Infelizmente, só na hora em que convém (ficar bem no “boneco”), é que os políticos lá chegam. Mas na hora de arrebanhar votos… que se lixe a Cultura!

www.facebook.com/alexandre.parafita.escritor


sexta-feira, 26 de janeiro de 2024

Os contadores de histórias

 


Tenho em grande apreço os velhos contadores de histórias. Ainda que a sociedade moderna os ignore, não me canso de ir ao seu encontro ao Portugal profundo, às aldeias recônditas. Com eles resgatam-se memórias que são verdadeiros tesouros de cultura e saber. E ouvindo-os, sopram-se acendalhas que fazem um pouco mais de luz no entardecer das suas vidas.

            Agostinho Barreira, um velho pastor da Serra do Alvão, hoje com os seus 88 anos, é um desses contadores de histórias. Conta-as como as ouviu aos que já partiram, garantindo que muitas lhe chegaram à passagem de peregrinos, vagabundos, almocreves e galegos. Algumas são tão velhas como o mundo, do tempo em que os animais falavam.

            Num dos encontros em plena serra, enquanto admoestava com um assobio a cabrada e o rafeiro, confiou-me uma dessas narrações que, outrora, corriam entre as gentes que iam e vinham nas rogas do Douro.

            «Nessas grandes quintas, – contou-me – havia antigamente os criados, que faziam o trabalho do dia-a-dia. E havia os feitores que nada faziam e que só lá estavam para dar ordens. Acontece que alguns eram ruins e faziam a vida negra aos criados. Por isso, numa ocasião andava no seu trabalho um criado muito preocupado, a praguejar e a lamentar a sua sorte, pois estava para vir um novo feitor, e ele com medo que ainda fosse pior do que o anterior.

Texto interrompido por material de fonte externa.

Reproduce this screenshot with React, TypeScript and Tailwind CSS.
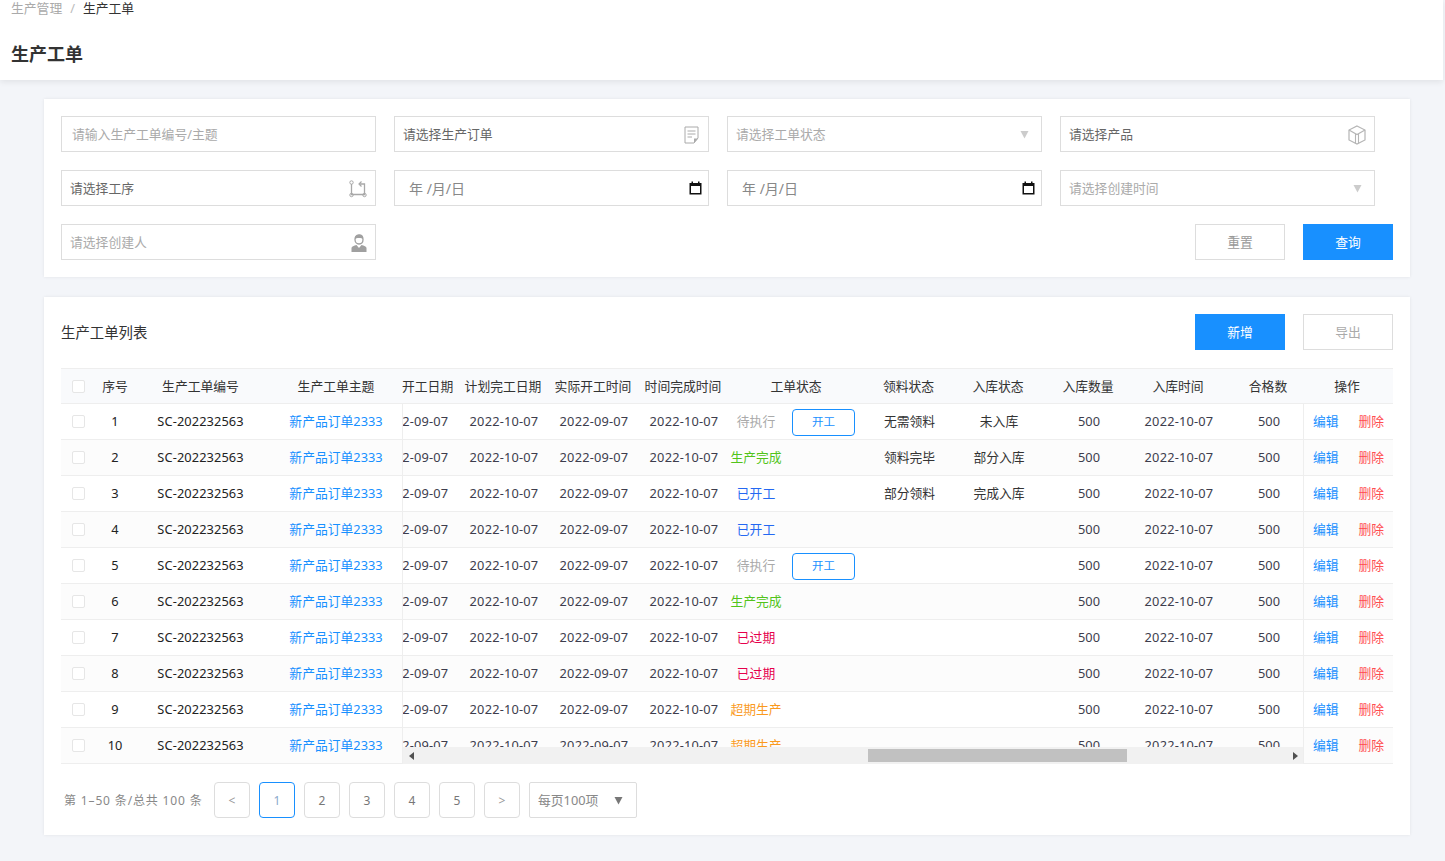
const F = '"Noto Sans","Noto Sans CJK SC",sans-serif';

function Tri({ c = "#cccccc" }: { c?: string }) {
  return (
    <svg width="9" height="9" viewBox="0 0 9 9" className="shrink-0">
      <path d="M0.5 1 H8.5 L4.5 8.5 Z" fill={c} />
    </svg>
  );
}
function DocIcon() {
  return (
    <svg width="15" height="18" viewBox="0 0 15 18" fill="none" className="shrink-0">
      <path d="M1 1 H14 V12 L10 17 H1 Z" stroke="#aaaaaa" strokeWidth="1" />
      <path d="M3.5 5 H11.5 M3.5 8 H11.5 M3.5 11 H8" stroke="#aaaaaa" strokeWidth="1" />
      <path d="M10 17 V12.5 H14 Z" fill="#aaaaaa" />
    </svg>
  );
}
function CubeIcon() {
  return (
    <svg width="18" height="20" viewBox="0 0 18 20" fill="none" className="shrink-0">
      <path d="M9 1 L17 5 V15 L9 19 L1 15 V5 Z" stroke="#b5b5b5" strokeWidth="1.2" />
      <path d="M1 5 L9 9.5 L17 5 M7.5 9 V18.5 M10.5 9 V18.5" stroke="#b5b5b5" strokeWidth="1.1" />
    </svg>
  );
}
function ProcessIcon() {
  return (
    <svg width="18" height="18" viewBox="0 0 18 18" fill="none" className="shrink-0">
      <path d="M2.5 4 V14.5 H15.5 V4 H11" stroke="#a8a8a8" strokeWidth="1.3" />
      <path d="M12.5 1.5 L10 4 L12.5 6.5" stroke="#a8a8a8" strokeWidth="1.2" />
      <circle cx="2.5" cy="2.5" r="1.7" stroke="#a8a8a8" />
      <circle cx="2.5" cy="15" r="1.7" stroke="#a8a8a8" />
      <circle cx="15.5" cy="15" r="1.7" stroke="#a8a8a8" />
    </svg>
  );
}
function PersonIcon() {
  return (
    <svg width="16" height="18" viewBox="0 0 16 18" className="shrink-0">
      <path d="M8 1 C11 1 12 3 12 5.5 C12 8 10.5 10 8 10 C5.5 10 4 8 4 5.5 C4 3 5 1 8 1 Z" fill="none" stroke="#a0a0a0" strokeWidth="1.3" />
      <path d="M4 5 C5 3.5 11 3.5 12 5 C12 2 10.5 0.8 8 0.8 C5.5 0.8 4 2 4 5 Z" fill="#a0a0a0" />
      <path d="M0.5 18 V14 C0.5 12.5 3 11.5 5.5 11 L8 14 L10.5 11 C13 11.5 15.5 12.5 15.5 14 V18 Z" fill="#a0a0a0" />
    </svg>
  );
}
function CalIcon() {
  return (
    <svg width="13" height="14" viewBox="0 0 13 14" className="shrink-0">
      <path d="M0.5 2 H12.5 V13.5 H0.5 Z M2 5 V12 H11 V5 Z" fill="#111111" fillRule="evenodd" />
      <path d="M2.5 0.5 H4 V3 H2.5 Z M9 0.5 H10.5 V3 H9 Z" fill="#111111" />
    </svg>
  );
}

function Field({ text, color = "text-[#aaaaaa]", pl = "pl-[8px]", pr = "pr-[9px]", size = "text-[12.8px] pt-[1px]", icon }: { text: string; color?: string; pl?: string; pr?: string; size?: string; icon?: React.ReactNode }) {
  return (
    <div className={`flex h-[36px] w-[315px] shrink-0 items-center justify-between border border-[#dddddd] ${pr} ${pl} ${size} ${color}`}>
      <span>{text}</span>
      {icon}
    </div>
  );
}

const statuses: [string, string, boolean][] = [
  ["待执行", "text-[#aaaaaa]", true],
  ["生产完成", "text-[#52c41a]", false],
  ["已开工", "text-[#2468f2]", false],
  ["已开工", "text-[#2468f2]", false],
  ["待执行", "text-[#aaaaaa]", true],
  ["生产完成", "text-[#52c41a]", false],
  ["已过期", "text-[#e6004c]", false],
  ["已过期", "text-[#e6004c]", false],
  ["超期生产", "text-[#fa9a1e]", false],
  ["超期生产", "text-[#fa9a1e]", false],
];
const ling = ["无需领料", "领料完毕", "部分领料"];
const ru = ["未入库", "部分入库", "完成入库"];

function Check() {
  return <span className="block h-[13px] w-[13px] rounded-[2px] border border-[#e6e6e6] bg-white" />;
}

function LeftCells({ a, b, c, link }: { a: React.ReactNode; b: string; c: string; link?: boolean }) {
  return (
    <>
      <div className="flex w-[34px] shrink-0 justify-center pl-[1px]"><Check /></div>
      <div className="w-[40px] shrink-0 pt-[1px] text-center">{a}</div>
      <div className={`w-[131px] shrink-0 pt-[1px] text-center ${link ? "tracking-[0.1px]" : ""}`}>{b}</div>
      <div className={`w-[136px] shrink-0 pl-[4px] pt-[1px] text-center ${link ? "text-[#1890ff]" : ""}`}>{c}</div>
    </>
  );
}

function HeadCell({ w, children }: { w: string; children: React.ReactNode }) {
  return <div className={`shrink-0 pt-[1px] text-center ${w}`}>{children}</div>;
}

export default function App() {
  return (
    <div className="h-[861px] w-full overflow-hidden bg-[#f3f5f9] text-[12.8px] text-[#333333]" style={{ fontFamily: F }}>
      <header className="h-[80px] w-[1443px] bg-white pl-[11px] shadow-[0_2px_6px_rgba(0,0,0,0.08)]">
        <div className="flex h-[16px] items-center text-[12.8px] leading-[16px]">
          <span className="text-[#aaaaaa]">生产管理</span>
          <span className="mx-[8px] text-[#bbbbbb]">/</span>
          <span className="text-[#333333]">生产工单</span>
        </div>
        <h1 className="mt-[26px] text-[18px] font-bold leading-[24px] text-[#333333]">生产工单</h1>
      </header>

      <section className="ml-[44px] mt-[19px] flex w-[1366px] flex-col gap-[18px] bg-white p-[17px] shadow-[0_0_3px_rgba(0,0,0,0.08)]">
        <div className="flex gap-[18px]">
          <Field text="请输入生产工单编号/主题" pl="pl-[10px]" />
          <Field text="请选择生产订单" color="text-[#666666]" icon={<DocIcon />} />
          <Field text="请选择工单状态" pr="pr-[12px]" icon={<Tri />} />
          <Field text="请选择产品" color="text-[#666666]" pr="pr-[8px]" icon={<CubeIcon />} />
        </div>
        <div className="flex gap-[18px]">
          <Field text="请选择工序" color="text-[#666666]" pr="pr-[8px]" icon={<ProcessIcon />} />
          <Field text="年 /月/日" color="text-[#888888]" pl="pl-[14px]" pr="pr-[6px]" size="text-[14px]" icon={<CalIcon />} />
          <Field text="年 /月/日" color="text-[#888888]" pl="pl-[14px]" pr="pr-[6px]" size="text-[14px]" icon={<CalIcon />} />
          <Field text="请选择创建时间" pr="pr-[12px]" icon={<Tri />} />
        </div>
        <div className="flex items-center justify-between">
          <Field text="请选择创建人" pr="pr-[8px]" icon={<PersonIcon />} />
          <div className="flex gap-[18px]">
            <button className="h-[36px] w-[90px] border border-[#dddddd] bg-white pt-[1px] text-[12.8px] text-[#999999]">重置</button>
            <button className="h-[36px] w-[90px] bg-[#1890ff] pt-[1px] text-[12.8px] text-white">查询</button>
          </div>
        </div>
      </section>

      <section className="ml-[44px] mt-[20px] w-[1366px] bg-white p-[17px] shadow-[0_0_3px_rgba(0,0,0,0.08)]">
        <div className="flex h-[36px] items-center justify-between">
          <span className="pt-[1px] text-[14.4px] text-[#333333]">生产工单列表</span>
          <div className="flex gap-[18px]">
            <button className="h-[36px] w-[90px] bg-[#1890ff] pt-[1px] text-[12.8px] text-white">新增</button>
            <button className="h-[36px] w-[90px] border border-[#dddddd] bg-white pt-[1px] text-[12.8px] text-[#aaaaaa]">导出</button>
          </div>
        </div>

        <div className="relative mt-[18px] w-[1332px]">
          <div className="flex h-[36px] items-center border-y border-[#eeeeee] bg-[#f9fafc]">
            <LeftCells a="序号" b="生产工单编号" c="生产工单主题" />
            <div className="w-[56px] shrink-0 pt-[1px]">开工日期</div>
            <HeadCell w="w-[90px]">计划完工日期</HeadCell>
            <HeadCell w="w-[90px]">实际开工时间</HeadCell>
            <HeadCell w="w-[90px]">时间完成时间</HeadCell>
            <HeadCell w="w-[136px]">工单状态</HeadCell>
            <HeadCell w="w-[89px]">领料状态</HeadCell>
            <HeadCell w="w-[90px]">入库状态</HeadCell>
            <HeadCell w="w-[90px]">入库数量</HeadCell>
            <HeadCell w="w-[90px]">入库时间</HeadCell>
            <HeadCell w="w-[90px]">合格数</HeadCell>
            <HeadCell w="-ml-[11px] w-[90px]">操作</HeadCell>
          </div>

          {statuses.map(([s, cls, btn], i) => (
            <div key={i} className={`flex h-[36px] items-center border-b border-[#eeeeee] ${i % 2 ? "bg-[#fcfcfc]" : "bg-white"}`}>
              <div className="flex h-full w-[342px] shrink-0 items-center border-r border-[#eeeeee] text-[#222222]">
                <LeftCells a={i + 1} b="SC-202232563" c="新产品订单2333" link />
              </div>
              <div className="h-full w-[900px] shrink-0 overflow-hidden">
                <div className="-ml-[34px] flex h-full w-[1000px] items-center pt-[1px] text-center text-[#3d3d4d]">
                  <div className="w-[90px] shrink-0 tracking-[0.2px]">2022-09-07</div>
                  <div className="w-[90px] shrink-0 tracking-[0.2px]">2022-10-07</div>
                  <div className="w-[90px] shrink-0 tracking-[0.2px]">2022-09-07</div>
                  <div className="w-[90px] shrink-0 tracking-[0.2px]">2022-10-07</div>
                  <div className="flex w-[136px] shrink-0 items-center">
                    <span className={`w-[54px] shrink-0 ${cls}`}>{s}</span>
                    {btn && (
                      <button className="ml-[9px] h-[27px] w-[63px] rounded-[4px] border border-[#1890ff] bg-white text-[11.5px] text-[#1890ff]">开工</button>
                    )}
                  </div>
                  <div className="w-[89px] shrink-0 text-[#333333]">{ling[i] ?? ""}</div>
                  <div className="w-[90px] shrink-0 text-[#333333]">{ru[i] ?? ""}</div>
                  <div className="w-[90px] shrink-0">500</div>
                  <div className="w-[90px] shrink-0 tracking-[0.2px]">2022-10-07</div>
                  <div className="w-[90px] shrink-0">500</div>
                </div>
              </div>
              <div className="flex h-full w-[90px] shrink-0 items-center justify-between border-l border-[#eeeeee] px-[9px] pt-[1px]">
                <span className="text-[#1890ff]">编辑</span>
                <span className="text-[#ff4d4f]">删除</span>
              </div>
            </div>
          ))}

          <div className="absolute bottom-0 left-[342px] flex h-[17px] w-[900px] items-center bg-[#f1f1f1]">
            <svg width="5" height="8" viewBox="0 0 5 8" className="ml-[6px] shrink-0"><path d="M5 0 V8 L0 4 Z" fill="#505050" /></svg>
            <div className="ml-[454px] h-[13px] w-[259px] shrink-0 bg-[#c1c1c1]" />
            <svg width="5" height="8" viewBox="0 0 5 8" className="ml-[166px] shrink-0"><path d="M0 0 V8 L5 4 Z" fill="#505050" /></svg>
          </div>
        </div>

        <div className="mt-[18px] flex h-[36px] items-center">
          <span className="ml-[3px] w-[150px] shrink-0 whitespace-nowrap pt-[1px] text-[12px] tracking-[0.85px] text-[#888888]">第 1–50 条/总共 100 条</span>
          <div className="flex gap-[9px] text-[12px] text-[#777777]">
            {["<", "1", "2", "3", "4", "5", ">"].map((p, i) => (
              <div
                key={i}
                className={`flex h-[36px] w-[36px] items-center justify-center rounded-[4px] border pt-[1px] ${i === 1 ? "border-[#1890ff] text-[#8aa9cc]" : "border-[#dddddd]"} ${i === 0 || i === 6 ? "text-[#999999]" : ""}`}
              >
                {p}
              </div>
            ))}
            <div className="flex h-[36px] w-[108px] items-center justify-between rounded-[2px] border border-[#dddddd] pl-[8px] pr-[13px] pt-[1px] text-[12.8px] text-[#888888]">
              <span>每页100项</span>
              <Tri c="#777777" />
            </div>
          </div>
        </div>
      </section>
    </div>
  );
}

– Estamos mal. Vamos ter um novo feitor, manda-nos fazer isto, depois aquilo, depois mais isto e mais aquilo, vai ser o bonito...!

Ao pé dele, a ouvi-lo, estava o burro, e, de tanto o ouvir, já estava, também ele, preocupado. Até que lhe procurou:

– Olha lá, será que o novo feitor me vai pôr duas albardas?

– Não, duas albardas não!

– Então quero lá saber! Ele que venha, que a mim tanto se me dá!»

Mais do que uma oportuna visão pragmática da política (ou não estivéssemos à vista de nova luta eleitoral), esta metáfora mostra bem como o povo também sabe rir de si próprio. A forma mais saudável de rir.